Sunday, May 26, 2013

Baby in a Blanket

The day started off with a bang when Cora, after being up most of the night with her terrible cough, decided to pull her feeding tube out. Jason and I had learned how to place a feeding tube in the hospital back in December, but our skills were a bit rusty.

Let me just set the scene for a minute. We had been getting the kids ready to go see their cousins, but before we left we needed to replace the tube. Kids that are ready to go somewhere and then are halted in their tracks, are dangerous. While Jason and I tried to measure and mark our target destination on the feeding tube, remove the tape on Cora's face and hold the oxygen in place as she screamed and tried over and over to swat our hands away, the kids were engaged in a full wrestling match and taking turns screaming at the top of their lungs. After about an hour and a half we finally placed the tube. This was following a couple of failed attempts, a handful of very stressful color changes for Cora, an episode of Cora's oxygen tube filling with water and spraying into her nose, and about thirteen more screams of either, "Dom pushed me!," or "Cosie won't let me have a turn!"

I seriously wish someone would have been filming it. It could have gone viral.

When we walked into the house this evening after being gone all day, I had the thought that our house had been ransacked by raccoons while we were out. There is hardly a surface here that is not covered by some completely random item that has no business being where it currently finds itself. Right now on my beautiful couch, there is (among many, many other things), a light saber, a bottle of kids hair detangler, Buzz Lightyear, an enteral feeding bag, a cup, a dishtowel, and a little figurine of The Little Mermaid.

Our life is crazy, and I think it's safe to say that our house is reflective of that.

But aside from that and our stressful adrenaline-filled morning, we actually had a pretty good day. We are getting more and more used to living with Cora, and we're getting less freaked out by her episodes. My heart used to stop when she turned dusky in color or coughed so hard she retched. But those things happen multiple times every day, and we are learning how to live with it. Of course I still don't like it, but I know what to do to make it better. I have more faith in myself, and more faith in Cora and her ability to get through these things.

But the best thing that is happening is that we are bringing Cora out a little more. Letting her experience life, and she is carrying her goodness and her little peaceful spirit wherever she goes.

When we were in the hospital back in November and Cora was recovering from her first surgery, she was very sick. At the time, her chest was open, she had more tubes and lines than I could have ever imagined. I remember one wonderful doctor coming to look in on Cora one evening. At the end of the conversation he said, "I have every faith that Cora will get through this. One day she's just going to be a baby in a blanket." That always stuck with me.

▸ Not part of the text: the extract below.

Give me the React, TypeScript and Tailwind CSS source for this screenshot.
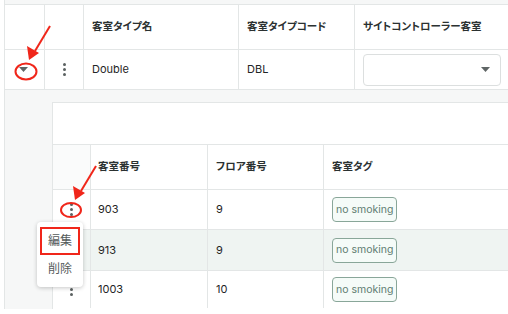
import React from "react";

const font = "font-['Inter','Noto_Sans_CJK_JP',sans-serif] [font-feature-settings:'palt']";

function Kebab() {
  return (
    <div className="flex flex-col items-center gap-[2px]">
      <span className="h-[3px] w-[3px] rounded-full bg-[#5b6161]" />
      <span className="h-[3px] w-[3px] rounded-full bg-[#5b6161]" />
      <span className="h-[3px] w-[3px] rounded-full bg-[#5b6161]" />
    </div>
  );
}

function Caret() {
  return (
    <svg width="9" height="5" viewBox="0 0 9 5">
      <path d="M0 0h9L4.5 5z" fill="#5f6565" />
    </svg>
  );
}

function Tag() {
  return (
    <span className="inline-flex h-[25px] items-center rounded-[4px] border-[1.5px] border-[#89a699] bg-[#f5fbf8] px-[3px] text-[10.5px] text-[#5f7d72]">
      no smoking
    </span>
  );
}

const rooms = [
  { no: "903", floor: "9", h: "h-[40px]", bg: "bg-white" },
  { no: "913", floor: "9", h: "h-[41px]", bg: "bg-[#eff4f2]" },
  { no: "1003", floor: "10", h: "h-[37px]", bg: "bg-white" },
];

export default function App() {
  return (
    <div className={`relative h-[314px] w-[508px] overflow-hidden bg-white text-[#1f2626] ${font}`}>
      <div className="ml-[4px] border-l border-[#e3e6e6]">
        <div className="h-[5px] border-b border-[#e3e6e6] bg-[#f6f7f7]" />
        {/* parent header */}
        <div className="flex h-[45px] border-b border-[#e3e6e6] text-[10.5px] font-bold text-[#2b3131]">
          <div className="w-[40px] border-r border-[#e3e6e6]" />
          <div className="w-[39px] border-r border-[#e3e6e6]" />
          <div className="flex w-[155px] items-center border-r border-[#e3e6e6] pl-[8px]">客室タイプ名</div>
          <div className="flex w-[116px] items-center border-r border-[#e3e6e6] pl-[8px]">客室タイプコード</div>
          <div className="flex flex-1 items-center pl-[8px]">サイトコントローラー客室</div>
        </div>
        {/* parent row */}
        <div className="flex h-[40px] border-b border-[#e3e6e6] text-[11px]">
          <div className="flex w-[40px] items-center justify-center border-r border-[#e3e6e6] pr-[2px]">
            <Caret />
          </div>
          <div className="flex w-[39px] items-center justify-center border-r border-[#e3e6e6]">
            <Kebab />
          </div>
          <div className="flex w-[155px] items-center border-r border-[#e3e6e6] pl-[8px]">Double</div>
          <div className="flex w-[116px] items-center border-r border-[#e3e6e6] pl-[8px]">DBL</div>
          <div className="flex flex-1 items-center pl-[8px] pr-[7px]">
            <div className="flex h-[32px] w-full items-center justify-end rounded-[4px] border border-[#dcdfdf] bg-white pr-[10px]">
              <Caret />
            </div>
          </div>
        </div>
        {/* expanded area */}
        <div className="h-[219px] bg-[#f6f7f7] pl-[47px] pt-[12px]">
          <div className="h-full border-l border-t border-[#e3e6e6] bg-white">
            <div className="h-[42px] border-b border-[#e3e6e6]" />
            <div className="flex h-[45px] border-b border-[#e3e6e6] text-[10.5px] font-bold text-[#2b3131]">
              <div className="w-[38px] border-r border-[#e3e6e6] bg-[#fafbfb]" />
              <div className="flex w-[117px] items-center border-r border-[#e3e6e6] pl-[7px]">客室番号</div>
              <div className="flex w-[116px] items-center border-r border-[#e3e6e6] pl-[8px]">フロア番号</div>
              <div className="flex flex-1 items-center pl-[8px]">客室タグ</div>
            </div>
            {rooms.map((r, i) => (
              <div key={r.no} className={`flex ${r.h} ${r.bg} ${i < 2 ? "border-b border-[#e3e6e6]" : ""} text-[11px]`}>
                <div className="flex w-[38px] items-center justify-center border-r border-[#e3e6e6]">
                  <Kebab />
                </div>
                <div className="flex w-[117px] items-center border-r border-[#e3e6e6] pl-[7px]">{r.no}</div>
                <div className="flex w-[116px] items-center border-r border-[#e3e6e6] pl-[8px]">{r.floor}</div>
                <div className="flex flex-1 items-center pl-[8px]">
                  <Tag />
                </div>
              </div>
            ))}
          </div>
        </div>
      </div>

      {/* row action menu */}
      <div className="absolute left-[37px] top-[222px] flex h-[65px] w-[46px] flex-col items-center rounded-[4px] bg-white pt-[5px] text-[12px] text-[#555b5b] shadow-[0_1px_4px_rgba(0,0,0,0.22)]">
        <div className="flex h-[28px] w-[40px] items-center justify-center border-2 border-[#f0261a]">編集</div>
        <div className="flex h-[27px] items-center">削除</div>
      </div>

      {/* annotations */}
      <svg className="pointer-events-none absolute left-0 top-0" width="508" height="314" viewBox="0 0 508 314">
        <g stroke="#f0261a" strokeWidth="2" fill="none">
          <line x1="50" y1="26" x2="35" y2="51" />
          <ellipse cx="26" cy="71.5" rx="10.5" ry="8" />
          <line x1="96" y1="166" x2="81" y2="191" />
          <ellipse cx="71" cy="210" rx="10" ry="7" />
        </g>
        <g fill="#f0261a">
          <path d="M29 60 L27 46 L39 53 Z" />
          <path d="M75 200 L73 186 L85 193 Z" />
        </g>
      </svg>
    </div>
  );
}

I see babies on the street in their strollers or riding in a pack on their mamas, not attached to anything. They seem so free. They're cozy and comfortable and snuggly. You can pick them up any old way you want to; when they're hungry, they eat, and they're just so durable. Cora doesn't have those freedoms. She still relies on machinery; she eats through a tube; you can't lift her certain ways; and she is pretty fragile. But still she has very much become my baby in a blanket. I love picking out her outfits in the morning and playing peekaboo and gobbling her cheeks and toes. We are getting so much of the good stuff now.

Tonight we were at a friends' house and we made her a nest on an overstuffed chair. She kicked around and listened to the conversation for a while, until she got too tired and peacefully dozed off, so cozy, in the middle of all the action, and all our friends, and all the normal life that was there in that living room to be experienced. And she slept through the whole rest of the party. And she's still sleeping now, through getting in the car seat, and through the car ride and the transition to her bed at home. There she is now, in her jammies, with her lion.

And I am very, very grateful.

1 comment:

  1. Michele-

    I am not a religious person, but all I can say right now is: God Bless YOU!

    I hope that in the dark, low, exhausted moments, you can feel the love coming to you and Cora from around the world.

    My mother always says, "God gives you the child you can handle." God knows what she's doing here. You can handle this. You ARE handling this.